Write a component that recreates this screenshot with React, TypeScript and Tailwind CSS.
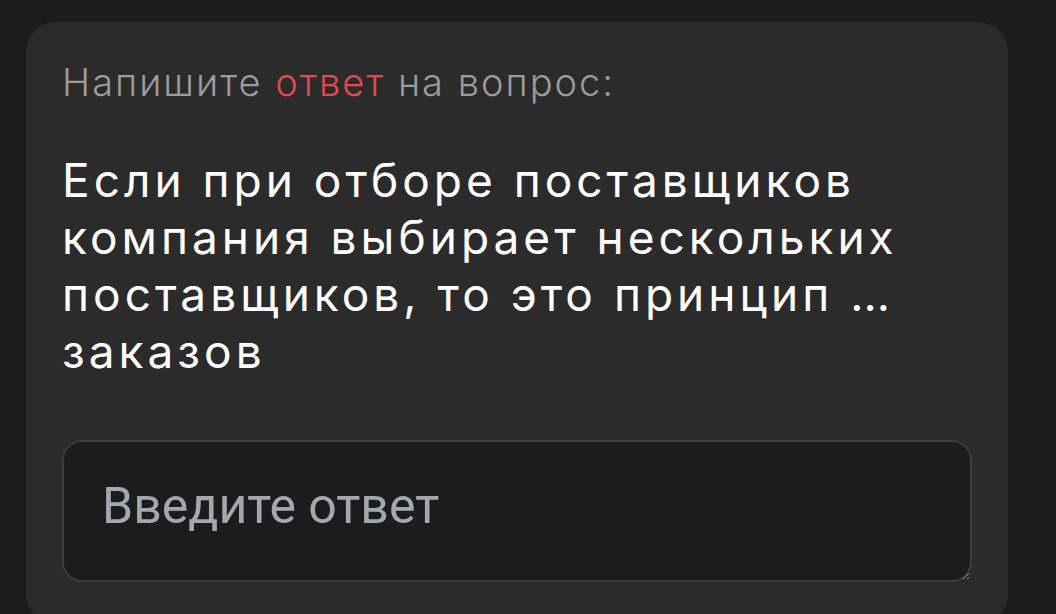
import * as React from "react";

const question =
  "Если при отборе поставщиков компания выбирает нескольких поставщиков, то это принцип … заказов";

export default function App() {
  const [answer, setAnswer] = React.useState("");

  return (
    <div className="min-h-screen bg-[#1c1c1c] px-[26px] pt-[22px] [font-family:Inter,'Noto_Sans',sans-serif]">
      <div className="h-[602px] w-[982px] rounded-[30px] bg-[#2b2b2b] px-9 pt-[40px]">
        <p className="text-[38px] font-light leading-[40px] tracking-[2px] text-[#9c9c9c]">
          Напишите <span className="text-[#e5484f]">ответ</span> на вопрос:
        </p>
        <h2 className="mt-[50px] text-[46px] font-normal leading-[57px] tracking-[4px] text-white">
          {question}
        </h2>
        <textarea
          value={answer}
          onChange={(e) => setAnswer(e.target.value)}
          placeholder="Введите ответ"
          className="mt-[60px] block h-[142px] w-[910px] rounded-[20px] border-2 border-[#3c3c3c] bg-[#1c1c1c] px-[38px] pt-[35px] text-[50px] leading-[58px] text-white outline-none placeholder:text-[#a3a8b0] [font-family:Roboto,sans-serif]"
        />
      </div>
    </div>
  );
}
════════════════════
What you should do
Only lines belong in the copy: transcribe those from the start of the data through the line that contains "const [answer, setAnswer]", and skip the pictures.

Response for this exercise
Write a component that recreates this screenshot with React, TypeScript and Tailwind CSS.
import * as React from "react";

const question =
  "Если при отборе поставщиков компания выбирает нескольких поставщиков, то это принцип … заказов";

export default function App() {
  const [answer, setAnswer] = React.useState("");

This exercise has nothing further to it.